One of the participants made a good point about posthumanism as a Western way of understanding relationality. Coming full circle back to the puffer fish, the discussion shifted towards knowledge not being dependent on just the human-world relationship but broader relationships between all creatures, both animate and inanimate and the act of extending agency to all life allowing us to imagine other modes of literacy.
At this point, another audience member began to share an indigenous perspective of the puffer fish having knowledge in its ecology and place and that knowledge cannot be rendered separately. The puffer fish was actualizing literacy within the ecology of the sand, water and waves to which it belonged. The participant shared that if we wanted to learn more about this indigenous paradigm, that we should read some of Dan Longboat & Joe Sheridan’s writing.

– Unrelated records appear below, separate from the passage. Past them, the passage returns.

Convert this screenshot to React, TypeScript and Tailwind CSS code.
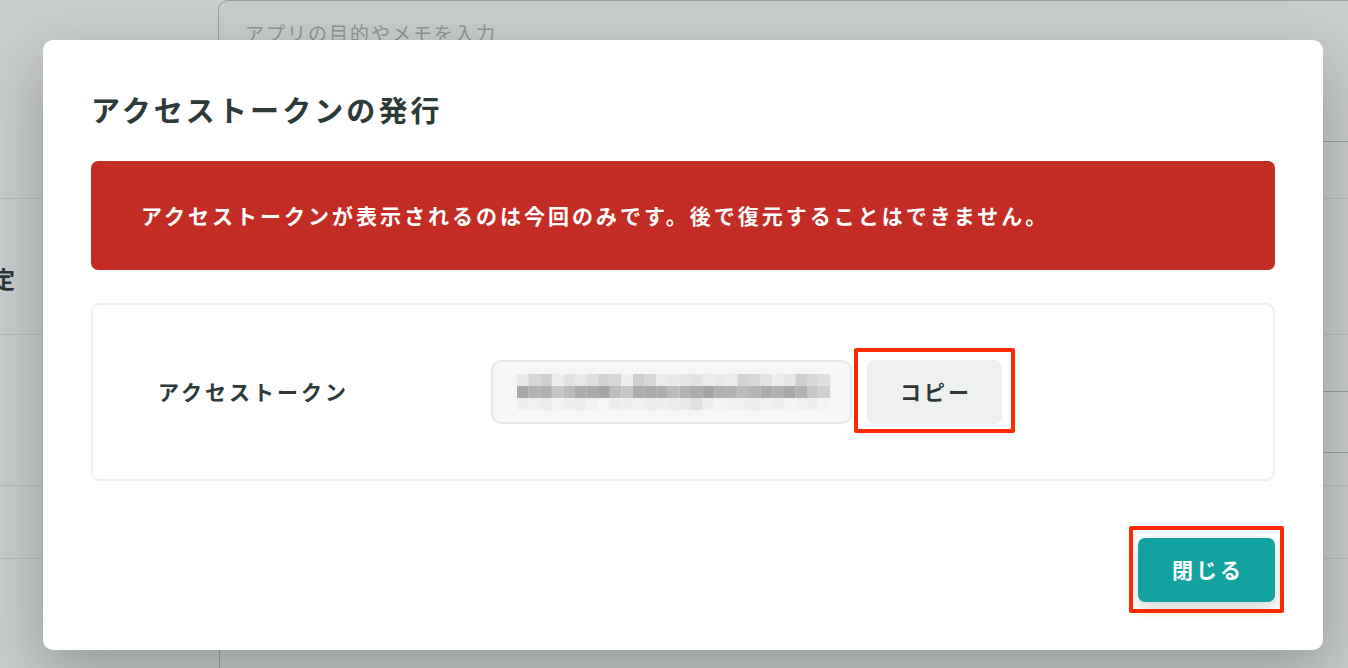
import React from "react";

const font = { fontFamily: '"Noto Sans CJK JP", "Noto Sans", sans-serif' };

// pixelated (mosaic) token preview
const mosaicRows: number[][] = [
  [232, 214, 206, 236, 226, 232, 222, 210, 214, 238, 206, 214, 234, 232, 230, 226, 236, 232, 236, 210, 214, 226, 236, 230, 206, 214, 222],
  [168, 178, 176, 196, 186, 172, 170, 164, 188, 196, 172, 170, 172, 186, 178, 172, 164, 176, 178, 186, 180, 172, 176, 168, 178, 198, 206],
  [238, 240, 236, 242, 238, 236, 240, 244, 236, 238, 240, 236, 238, 236, 232, 224, 238, 242, 240, 238, 236, 240, 238, 242, 240, 238, 242],
];

const TokenMosaic = () => (
  <svg width="313" height="36" viewBox="0 0 313 36" className="block">
    {mosaicRows.map((row, r) =>
      row.map((v, c) => (
        <rect
          key={`${r}-${c}`}
          x={c * 11.6}
          y={r * 12}
          width={11.7}
          height={12}
          fill={`rgb(${v},${v + 2},${v + 1})`}
        />
      ))
    )}
  </svg>
);

const Background = () => (
  <div className="w-full h-[668px] bg-white overflow-hidden" style={font}>
    <div className="flex h-[198px]">
      <div className="w-[218px] shrink-0" />
      <div className="w-[1200px] h-[142px] shrink-0 rounded-tl-[10px] border border-[#c0c4c4] px-[26px] pt-[18px] text-[19px] tracking-[2px] text-[#b4b6b5]">
        アプリの目的やメモを入力
      </div>
    </div>
    <div className="flex h-[137px] items-center border-y border-[#e6e8e8] pt-[24px]">
      <div className="-ml-[8px] text-[23px] font-bold text-[#2e3a38]">定</div>
    </div>
    <div className="flex h-[150px]">
      <div className="w-[220px] shrink-0" />
      <div className="mt-[56px] h-[62px] w-[1200px] border-y border-[#c0c4c4]" />
    </div>
    <div className="h-[74px] border-y border-[#e6e8e8]" />
    <div className="flex h-[110px]">
      <div className="w-[220px] shrink-0 border-r border-[#c0c4c4]" />
    </div>
  </div>
);

const Modal = () => (
  <div
    className="absolute left-[43px] top-[40px] flex h-[610px] w-[1280px] flex-col rounded-[10px] bg-white p-12 shadow-[0_24px_60px_rgba(20,30,30,0.28)]"
    style={font}
  >
    <h1 className="text-[29px] font-bold leading-[42px] tracking-[3.1px] text-[#2e3a38]">アクセストークンの発行</h1>

    <div className="mt-[31px] flex h-[109px] items-center rounded-[7px] bg-[#c42c26] pl-[50px] text-[21px] font-bold tracking-[3px] text-white">
      アクセストークンが表示されるのは今回のみです。後で復元することはできません。
    </div>

    <div className="mt-[33px] flex h-[178px] items-center rounded-[9px] border-2 border-[#efefef] pl-[65px]">
      <div className="w-[333px] shrink-0 text-[21px] font-bold tracking-[3px] text-[#2e3a38]">アクセストークン</div>
      <div className="flex h-[64px] w-[361px] items-center rounded-[10px] border-2 border-[#e6e7e6] bg-[#f6f6f6] pl-[24px]">
        <TokenMosaic />
      </div>
      <button className="relative ml-[15px] h-[64px] w-[135px] rounded-[7px] bg-[#eff1f0] pl-[3px] text-[21px] font-bold tracking-[3px] text-[#2e3a38]">
        コピー
        <span className="pointer-events-none absolute -left-[13px] -right-[13px] -top-[12px] -bottom-[9px] rounded-[2px] border-[4px] border-[#ff2a00]" />
      </button>
    </div>

    <div className="mt-auto flex justify-end">
      <button className="relative h-[64px] w-[137px] rounded-[7px] bg-[#12a3a0] pl-[3px] text-[21px] font-bold tracking-[3px] text-white shadow-[0_6px_16px_rgba(0,0,0,0.18)]">
        閉じる
        <span className="pointer-events-none absolute -left-[9px] -right-[9px] -top-[12px] -bottom-[11px] rounded-[2px] border-4 border-[#ff2a00]" />
      </button>
    </div>
  </div>
);

export default function App() {
  return (
    <div className="relative h-[668px] w-full overflow-hidden">
      <Background />
      <div className="absolute inset-0 bg-[rgba(40,52,50,0.25)]">
        <Modal />
      </div>
    </div>
  );
}
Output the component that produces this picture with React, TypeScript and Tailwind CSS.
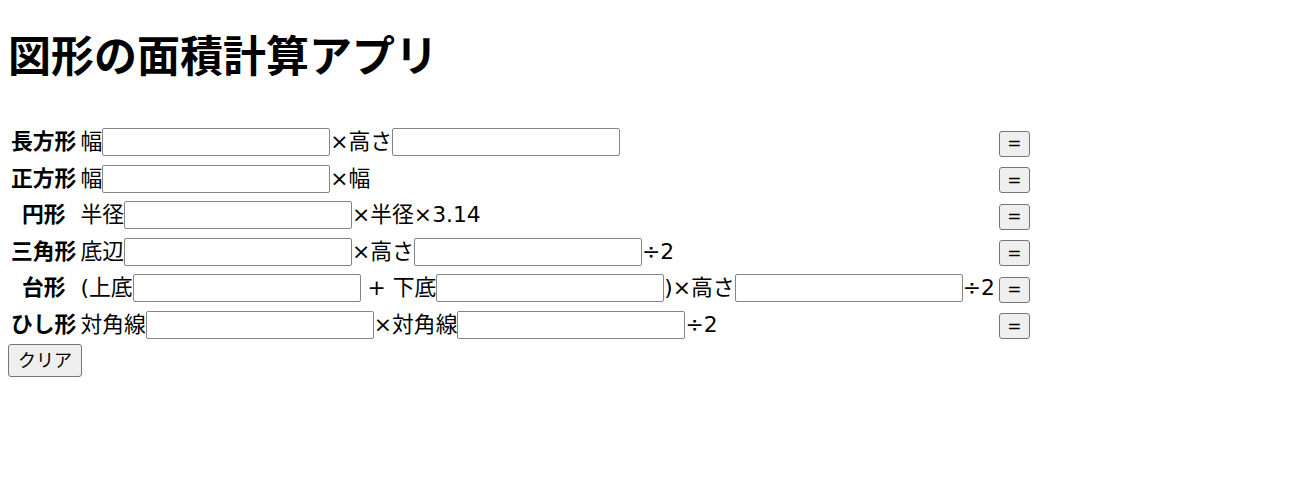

At the end of the session, I realized I was left with more questions than answers and that I really wanted to learn more about posthumanism and new materiality. One of my colleagues reminded me that this was precisely the purpose of the Reading | Thinking | Doing Club that met every third Wednesday at the Research Hub and that I should consider joining the mailing list (rtd-club) for rich discussions on posthumanism and new materiality. But perhaps the lasting question for me is why the puffer fish is able to make such amazing geometric patterns in its ecology without any practice. What I wanted to know is the reasons and potential benefits of how we learn and develop expertise through practice and whether there really is a page that we can take out of how animals behave in informing how we can learn. I guess this will be something I bring up at the next RTD club meeting.